For the first time, the Spanish fighters have had the opportunity to face two-seater Sukhoi Su-30 MKI fighters, a twin-engine air superiority aircraft developed by the Russian company Sukhoi under Indian Air Force specifications. But the vast majority of its more than 250 aircraft have been manufactured in India by Hindustan Aeronautics Ltd. (HAL), India's leading aeronautics company.

The common objective of the three countries in planning and executing Pacific Skies 2024 was to ‘improve interoperability’ and strengthen cooperation with the nations of the Indo-Pacific with which, according to General González-Espresati, ‘militarily we have had little presence, both the air force, the army and the navy. ‘And we have fulfilled this’. For example, it was the first time that Spanish military aircraft landed at an air base in Japan (Chitose).
The second trinational objective was to take advantage of the occasion ‘to give a boost to the European defence industry’. The head of MACOM stressed that Germany, Spain and France ‘form the community of the future European fighter aircraft, so we wanted to send the message that we are capable of thinking together so that the FCAS can move forward’. However, none of the directors of the Spanish Association of Defence, Security, Aeronautics and Space Technology Companies (TEDAE) or its associated companies were present at any of the exercise scenarios.

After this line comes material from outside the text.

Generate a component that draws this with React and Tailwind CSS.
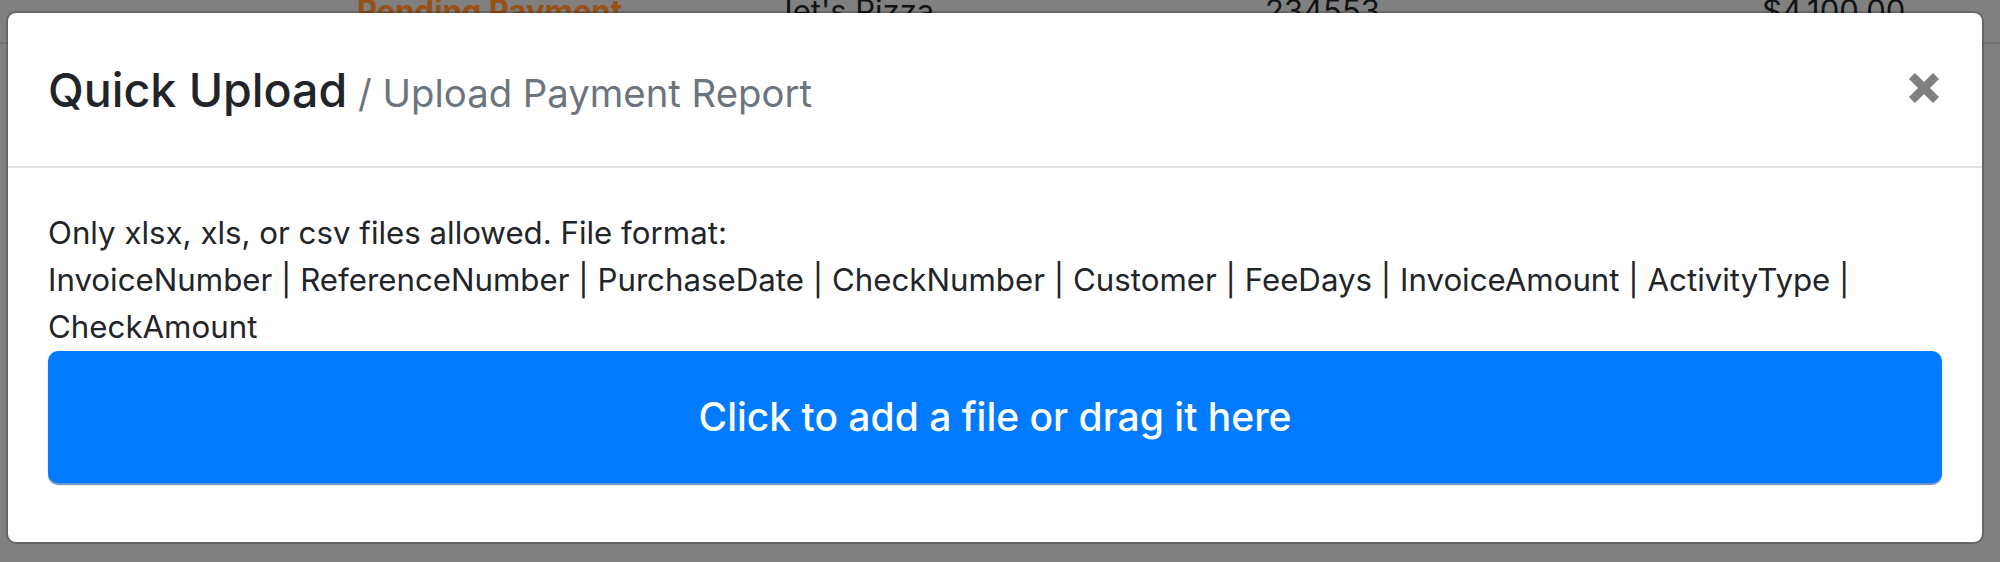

This was not the case in Germany. Germany's Defence Minister Boris Pistorius and a group of parliamentarians and businessmen from the German defence industry were present at the Luftwaffe contingent in early August. French arms industry executives were also present. The manufacturer Dassault Aviation is finalising the sale of 26 Rafale fighters in naval version to equip the New Delhi Navy's aircraft carriers INS Vikrant and Vikramaditya.